The Philippi Horticultural area is a large semi-urban semi-rural area of Philippi in Cape Town's Cape Flats region, in the Western Cape province of South Africa. The horticultural area is sparsely populated compared to the surrounding city and contains many farms. The 2011 national census recorded 6,618 residents living in the area with an additional 2,961 residents living in the Knole Park community in the central western part of the area.

History
Prior to European settlement in the 1600s nomadic Khoi and San used the land for grazing their animals and hunting for food. The first recorded community of local residents in the Philippi area was in 1833 during which time it was known as "Die Duine" (The Dunes).

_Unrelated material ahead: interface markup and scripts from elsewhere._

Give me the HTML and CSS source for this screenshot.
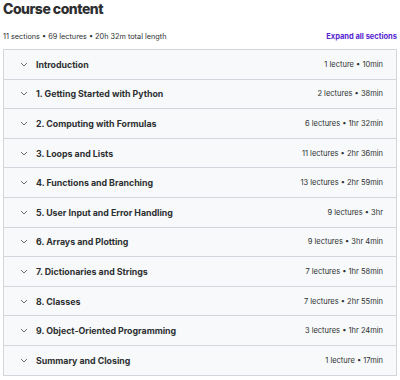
FILE: index.html
```html
<!DOCTYPE html>
<html lang="en">
<head>
    <meta charset="UTF-8">
    <title>Course content</title>
    <meta name="viewport" content="width=device-width, initial-scale=1.0">
    <link rel="stylesheet" href="styles.css">
</head>
<body>
    <h2 class="title">Course content</h2>

    <div class="summary">
        <span>11 sections • 69 lectures • 20h 32m total length</span>
        <button class="expand">Expand all sections</button>
    </div>

    <div class="sections">
        <div class="section">
            <span class="chevron"><svg width="8" height="5" viewBox="0 0 8 5"><path d="M1 1l3 3 3-3" fill="none" stroke="#6a6f73" stroke-width="1"/></svg></span>
            <span class="name">Introduction</span>
            <span class="meta">1 lecture • 10min</span>
        </div>
        <div class="section">
            <span class="chevron"><svg width="8" height="5" viewBox="0 0 8 5"><path d="M1 1l3 3 3-3" fill="none" stroke="#6a6f73" stroke-width="1"/></svg></span>
            <span class="name">1. Getting Started with Python</span>
            <span class="meta">2 lectures • 38min</span>
        </div>
        <div class="section">
            <span class="chevron"><svg width="8" height="5" viewBox="0 0 8 5"><path d="M1 1l3 3 3-3" fill="none" stroke="#6a6f73" stroke-width="1"/></svg></span>
            <span class="name">2. Computing with Formulas</span>
            <span class="meta">6 lectures • 1hr 32min</span>
        </div>
        <div class="section">
            <span class="chevron"><svg width="8" height="5" viewBox="0 0 8 5"><path d="M1 1l3 3 3-3" fill="none" stroke="#6a6f73" stroke-width="1"/></svg></span>
            <span class="name">3. Loops and Lists</span>
            <span class="meta">11 lectures • 2hr 36min</span>
        </div>
        <div class="section">
            <span class="chevron"><svg width="8" height="5" viewBox="0 0 8 5"><path d="M1 1l3 3 3-3" fill="none" stroke="#6a6f73" stroke-width="1"/></svg></span>
            <span class="name">4. Functions and Branching</span>
            <span class="meta">13 lectures • 2hr 59min</span>
        </div>
        <div class="section">
            <span class="chevron"><svg width="8" height="5" viewBox="0 0 8 5"><path d="M1 1l3 3 3-3" fill="none" stroke="#6a6f73" stroke-width="1"/></svg></span>
            <span class="name">5. User Input and Error Handling</span>
            <span class="meta">9 lectures • 3hr</span>
        </div>
        <div class="section">
            <span class="chevron"><svg width="8" height="5" viewBox="0 0 8 5"><path d="M1 1l3 3 3-3" fill="none" stroke="#6a6f73" stroke-width="1"/></svg></span>
            <span class="name">6. Arrays and Plotting</span>
            <span class="meta">9 lectures • 3hr 4min</span>
        </div>
        <div class="section">
            <span class="chevron"><svg width="8" height="5" viewBox="0 0 8 5"><path d="M1 1l3 3 3-3" fill="none" stroke="#6a6f73" stroke-width="1"/></svg></span>
            <span class="name">7. Dictionaries and Strings</span>
            <span class="meta">7 lectures • 1hr 58min</span>
        </div>
        <div class="section">
            <span class="chevron"><svg width="8" height="5" viewBox="0 0 8 5"><path d="M1 1l3 3 3-3" fill="none" stroke="#6a6f73" stroke-width="1"/></svg></span>
            <span class="name">8. Classes</span>
            <span class="meta">7 lectures • 2hr 55min</span>
        </div>
        <div class="section">
            <span class="chevron"><svg width="8" height="5" viewBox="0 0 8 5"><path d="M1 1l3 3 3-3" fill="none" stroke="#6a6f73" stroke-width="1"/></svg></span>
            <span class="name">9. Object-Oriented Programming</span>
            <span class="meta">3 lectures • 1hr 24min</span>
        </div>
        <div class="section">
            <span class="chevron"><svg width="8" height="5" viewBox="0 0 8 5"><path d="M1 1l3 3 3-3" fill="none" stroke="#6a6f73" stroke-width="1"/></svg></span>
            <span class="name">Summary and Closing</span>
            <span class="meta">1 lecture • 17min</span>
        </div>
    </div>
</body>
</html>
```

FILE: styles.css
```css
body {
    margin: 0;
    padding: 0 3px;
    font-family: Inter, "Noto Sans", sans-serif;
    color: #2d2f31;
    background: #ffffff;
}
.title {
    margin: 0;
    font-size: 14px;
    font-weight: 800;
    letter-spacing: -0.5px;
    line-height: 17px;
}
.summary {
    display: flex;
    justify-content: space-between;
    align-items: center;
    margin-top: 12px;
    height: 14px;
    font-size: 7.3px;
}
.expand {
    border: none;
    background: none;
    padding: 0;
    font-family: inherit;
    font-size: 7.5px;
    font-weight: 700;
    color: #5624d0;
}
.sections {
    margin-top: 6px;
    border: 1px solid #d1d7dc;
}
.section {
    display: flex;
    align-items: center;
    height: 28.6px;
    padding: 0 13px 0 16px;
    background: #f7f9fa;
    border-top: 1px solid #d1d7dc;
}
.section:first-child {
    border-top: none;
}
.chevron {
    display: flex;
    width: 16px;
}
.name {
    flex: 1;
    font-size: 8.8px;
    font-weight: 700;
}
.meta {
    font-size: 7.5px;
}
```
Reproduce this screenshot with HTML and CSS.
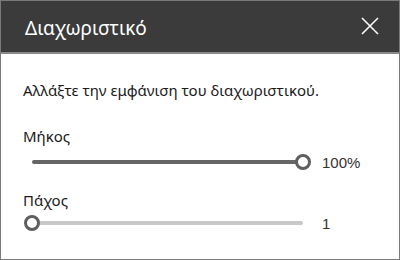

The Philippi Germans arrived in Cape Town (most of whom originated from the Lüneburger Heide region of Germany) in three groups between 1860 and 1883, and became known for their ability to grow vegetables in the sandy soils of the Cape Flats.

Economy 
The Philippi Horticultural Area provides up to 80% of Cape Town's fresh produce. It hosts 38 farms, 20 of which focus on the cultivation of horticultural products and 11 on livestock and animal products. Continuing urban development within the horticultural area has been controversial amid concerns that it will have a negative impact on food sustainability within Cape Town broadly. The area's agricultural activities generate R484 million of economic output annually.